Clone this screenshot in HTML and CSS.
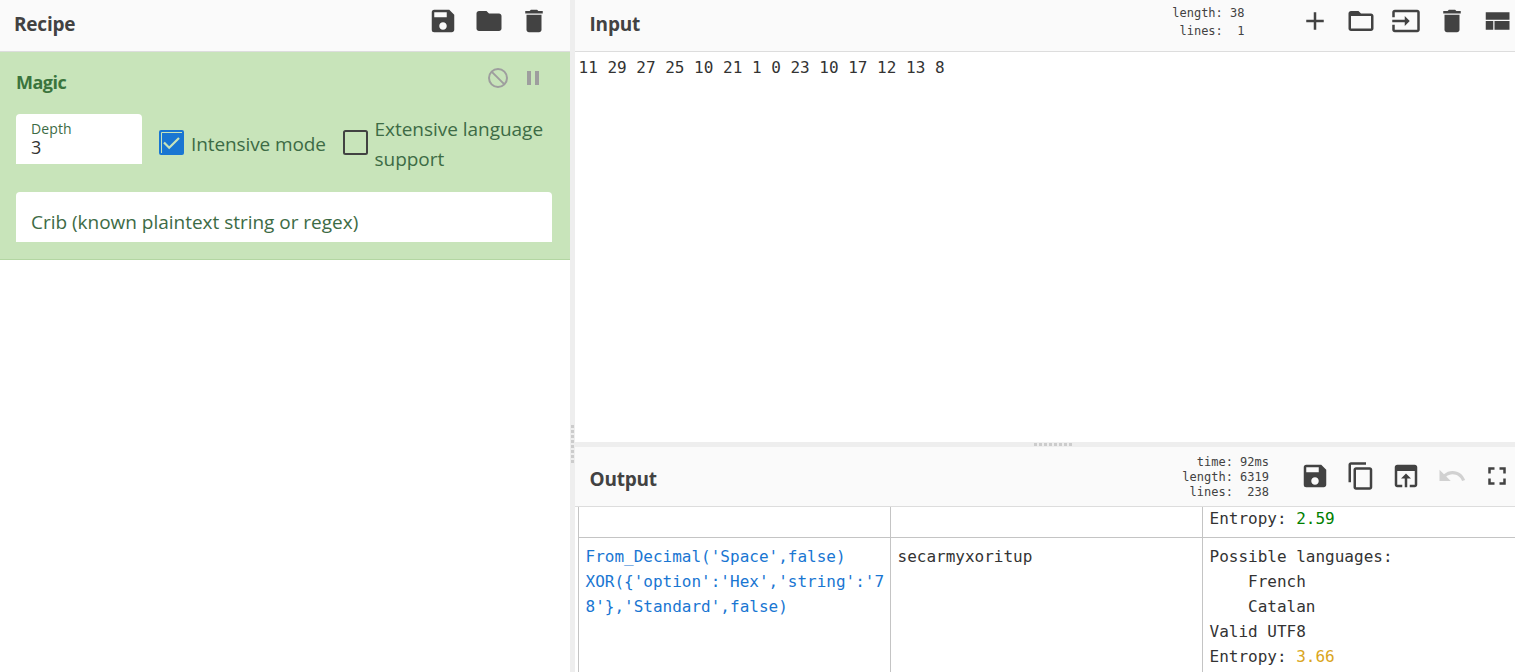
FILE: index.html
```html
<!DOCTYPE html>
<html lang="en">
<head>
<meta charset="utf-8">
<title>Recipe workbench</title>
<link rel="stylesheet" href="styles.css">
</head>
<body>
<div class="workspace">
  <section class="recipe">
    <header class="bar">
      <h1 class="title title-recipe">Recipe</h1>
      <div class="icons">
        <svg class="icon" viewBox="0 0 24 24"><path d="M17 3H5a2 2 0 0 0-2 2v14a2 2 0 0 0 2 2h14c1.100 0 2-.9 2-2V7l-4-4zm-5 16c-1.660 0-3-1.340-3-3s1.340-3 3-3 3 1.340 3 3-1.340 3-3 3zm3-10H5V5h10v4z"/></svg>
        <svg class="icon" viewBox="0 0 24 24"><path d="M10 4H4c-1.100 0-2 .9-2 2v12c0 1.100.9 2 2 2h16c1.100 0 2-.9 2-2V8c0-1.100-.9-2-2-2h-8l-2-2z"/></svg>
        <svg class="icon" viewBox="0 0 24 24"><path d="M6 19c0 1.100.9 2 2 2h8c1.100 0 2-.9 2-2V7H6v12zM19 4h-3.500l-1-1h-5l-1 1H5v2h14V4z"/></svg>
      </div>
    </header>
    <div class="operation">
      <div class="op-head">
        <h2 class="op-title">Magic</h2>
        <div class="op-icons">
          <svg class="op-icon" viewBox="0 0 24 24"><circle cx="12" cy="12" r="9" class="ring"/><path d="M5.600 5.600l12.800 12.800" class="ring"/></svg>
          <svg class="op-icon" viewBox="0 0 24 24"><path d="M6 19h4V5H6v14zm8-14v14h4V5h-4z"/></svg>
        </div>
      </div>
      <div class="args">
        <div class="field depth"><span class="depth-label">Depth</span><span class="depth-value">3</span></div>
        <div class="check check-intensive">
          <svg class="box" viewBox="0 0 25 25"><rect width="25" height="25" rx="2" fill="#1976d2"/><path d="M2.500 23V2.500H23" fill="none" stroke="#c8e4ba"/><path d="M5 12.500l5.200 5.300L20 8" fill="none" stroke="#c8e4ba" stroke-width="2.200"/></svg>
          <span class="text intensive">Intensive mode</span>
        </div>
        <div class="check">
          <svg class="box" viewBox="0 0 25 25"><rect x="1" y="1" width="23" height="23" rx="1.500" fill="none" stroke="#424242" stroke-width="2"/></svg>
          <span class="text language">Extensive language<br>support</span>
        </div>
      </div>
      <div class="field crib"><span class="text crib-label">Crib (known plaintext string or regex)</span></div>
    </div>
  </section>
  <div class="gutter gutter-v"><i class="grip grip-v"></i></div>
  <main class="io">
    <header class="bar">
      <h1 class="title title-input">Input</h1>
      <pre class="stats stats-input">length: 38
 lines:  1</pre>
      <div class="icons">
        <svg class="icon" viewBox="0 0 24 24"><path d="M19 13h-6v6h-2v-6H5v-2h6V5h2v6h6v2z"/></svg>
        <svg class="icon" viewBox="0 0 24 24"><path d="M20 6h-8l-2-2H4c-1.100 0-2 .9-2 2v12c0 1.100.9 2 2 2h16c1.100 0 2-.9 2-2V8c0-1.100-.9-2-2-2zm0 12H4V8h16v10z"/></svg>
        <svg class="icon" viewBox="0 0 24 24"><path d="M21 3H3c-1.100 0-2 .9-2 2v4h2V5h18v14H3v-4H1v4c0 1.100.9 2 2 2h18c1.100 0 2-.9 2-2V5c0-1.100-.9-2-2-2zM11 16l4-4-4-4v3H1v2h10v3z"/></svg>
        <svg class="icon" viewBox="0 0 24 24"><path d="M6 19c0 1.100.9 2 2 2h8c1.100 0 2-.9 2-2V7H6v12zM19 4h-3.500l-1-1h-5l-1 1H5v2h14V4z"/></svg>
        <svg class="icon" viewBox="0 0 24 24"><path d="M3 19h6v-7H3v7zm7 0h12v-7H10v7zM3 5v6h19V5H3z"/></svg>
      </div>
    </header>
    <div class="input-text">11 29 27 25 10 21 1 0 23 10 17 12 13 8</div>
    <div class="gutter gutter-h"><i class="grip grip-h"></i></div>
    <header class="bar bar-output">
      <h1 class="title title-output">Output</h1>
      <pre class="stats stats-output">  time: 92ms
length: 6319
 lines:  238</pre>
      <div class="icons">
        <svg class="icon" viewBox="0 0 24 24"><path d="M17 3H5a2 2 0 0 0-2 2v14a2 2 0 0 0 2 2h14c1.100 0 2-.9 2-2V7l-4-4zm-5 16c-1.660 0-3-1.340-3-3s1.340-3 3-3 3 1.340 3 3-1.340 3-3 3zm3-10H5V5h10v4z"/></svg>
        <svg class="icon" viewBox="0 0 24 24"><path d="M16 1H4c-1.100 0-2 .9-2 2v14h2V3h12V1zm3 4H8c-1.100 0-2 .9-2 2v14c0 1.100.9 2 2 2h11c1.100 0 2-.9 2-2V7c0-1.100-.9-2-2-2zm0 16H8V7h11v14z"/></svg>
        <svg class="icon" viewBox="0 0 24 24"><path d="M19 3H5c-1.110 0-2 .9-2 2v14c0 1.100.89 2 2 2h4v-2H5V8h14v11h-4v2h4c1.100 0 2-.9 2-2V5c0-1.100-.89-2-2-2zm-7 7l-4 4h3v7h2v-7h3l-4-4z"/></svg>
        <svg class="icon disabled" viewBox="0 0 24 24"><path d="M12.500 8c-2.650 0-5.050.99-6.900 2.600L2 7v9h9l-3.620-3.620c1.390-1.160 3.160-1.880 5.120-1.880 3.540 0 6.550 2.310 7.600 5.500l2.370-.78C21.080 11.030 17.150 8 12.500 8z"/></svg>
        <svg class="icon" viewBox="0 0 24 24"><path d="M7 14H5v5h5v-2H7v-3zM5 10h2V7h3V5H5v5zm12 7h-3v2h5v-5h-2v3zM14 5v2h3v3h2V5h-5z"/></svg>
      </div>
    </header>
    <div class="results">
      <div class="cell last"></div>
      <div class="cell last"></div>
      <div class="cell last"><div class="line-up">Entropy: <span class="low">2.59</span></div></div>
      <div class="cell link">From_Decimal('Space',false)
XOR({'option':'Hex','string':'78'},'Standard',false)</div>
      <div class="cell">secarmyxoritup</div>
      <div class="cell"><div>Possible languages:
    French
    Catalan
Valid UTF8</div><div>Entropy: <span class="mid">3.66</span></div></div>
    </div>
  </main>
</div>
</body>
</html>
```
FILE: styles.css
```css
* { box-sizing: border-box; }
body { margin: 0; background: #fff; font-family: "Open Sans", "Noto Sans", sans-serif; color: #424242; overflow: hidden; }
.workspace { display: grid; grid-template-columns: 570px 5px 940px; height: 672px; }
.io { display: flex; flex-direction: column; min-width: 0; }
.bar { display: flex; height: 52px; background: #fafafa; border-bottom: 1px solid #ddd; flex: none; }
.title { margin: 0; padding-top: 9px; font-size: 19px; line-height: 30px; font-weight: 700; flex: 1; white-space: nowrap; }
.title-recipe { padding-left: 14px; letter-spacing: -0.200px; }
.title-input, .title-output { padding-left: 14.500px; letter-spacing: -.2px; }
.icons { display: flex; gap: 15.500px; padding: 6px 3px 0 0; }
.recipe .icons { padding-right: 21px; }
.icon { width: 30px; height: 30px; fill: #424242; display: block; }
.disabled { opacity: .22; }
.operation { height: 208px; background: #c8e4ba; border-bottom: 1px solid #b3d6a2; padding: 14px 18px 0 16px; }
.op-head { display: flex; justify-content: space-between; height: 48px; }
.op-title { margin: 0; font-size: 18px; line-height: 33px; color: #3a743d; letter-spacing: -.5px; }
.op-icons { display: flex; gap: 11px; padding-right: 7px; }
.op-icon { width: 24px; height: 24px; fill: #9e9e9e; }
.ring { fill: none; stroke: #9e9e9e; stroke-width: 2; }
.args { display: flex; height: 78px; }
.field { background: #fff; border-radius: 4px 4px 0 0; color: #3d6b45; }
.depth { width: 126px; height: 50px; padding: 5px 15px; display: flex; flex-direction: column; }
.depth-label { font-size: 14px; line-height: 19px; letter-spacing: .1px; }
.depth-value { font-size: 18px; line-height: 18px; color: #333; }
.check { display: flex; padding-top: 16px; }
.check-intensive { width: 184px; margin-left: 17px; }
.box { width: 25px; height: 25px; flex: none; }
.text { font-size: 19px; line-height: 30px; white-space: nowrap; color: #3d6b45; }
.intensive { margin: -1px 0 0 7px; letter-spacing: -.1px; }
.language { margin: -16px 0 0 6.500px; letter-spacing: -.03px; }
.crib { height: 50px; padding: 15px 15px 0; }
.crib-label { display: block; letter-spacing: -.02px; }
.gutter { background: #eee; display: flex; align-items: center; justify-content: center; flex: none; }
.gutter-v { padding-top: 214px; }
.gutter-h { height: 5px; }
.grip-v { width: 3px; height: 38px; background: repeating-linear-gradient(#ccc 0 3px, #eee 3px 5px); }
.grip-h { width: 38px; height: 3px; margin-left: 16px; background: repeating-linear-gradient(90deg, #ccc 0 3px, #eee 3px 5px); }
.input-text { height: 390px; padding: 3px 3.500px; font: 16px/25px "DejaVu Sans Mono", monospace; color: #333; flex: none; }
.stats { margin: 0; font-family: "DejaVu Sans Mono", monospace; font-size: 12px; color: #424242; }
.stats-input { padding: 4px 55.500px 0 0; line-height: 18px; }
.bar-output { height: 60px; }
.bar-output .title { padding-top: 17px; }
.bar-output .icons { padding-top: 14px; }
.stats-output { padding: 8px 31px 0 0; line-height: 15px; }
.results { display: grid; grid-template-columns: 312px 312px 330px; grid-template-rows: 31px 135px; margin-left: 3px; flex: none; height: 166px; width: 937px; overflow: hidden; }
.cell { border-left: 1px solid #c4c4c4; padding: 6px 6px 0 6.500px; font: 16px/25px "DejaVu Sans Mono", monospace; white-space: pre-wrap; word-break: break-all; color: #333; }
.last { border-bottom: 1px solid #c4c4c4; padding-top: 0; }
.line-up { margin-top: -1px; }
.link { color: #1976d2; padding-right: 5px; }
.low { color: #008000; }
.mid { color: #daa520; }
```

* * *

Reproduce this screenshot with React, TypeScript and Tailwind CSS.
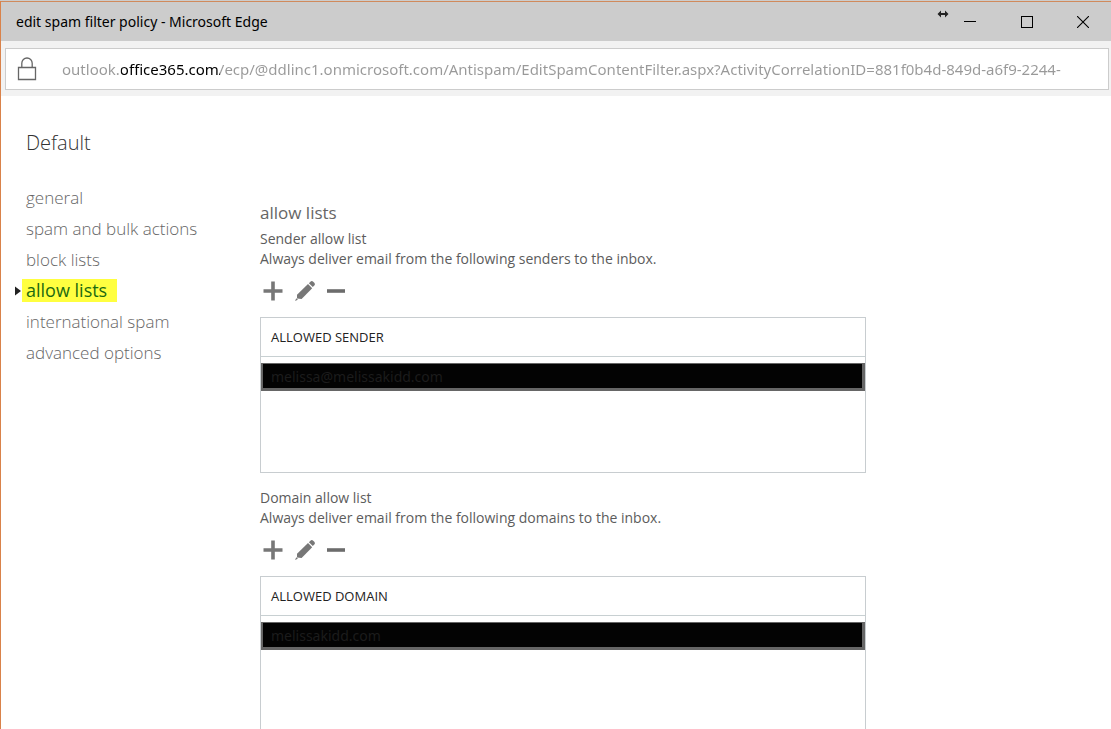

**Work to complete:** Using the data above, copy each line that contains "screenshot".

**Response to this exercise:**
Clone this screenshot in HTML and CSS.
Reproduce this screenshot with React, TypeScript and Tailwind CSS.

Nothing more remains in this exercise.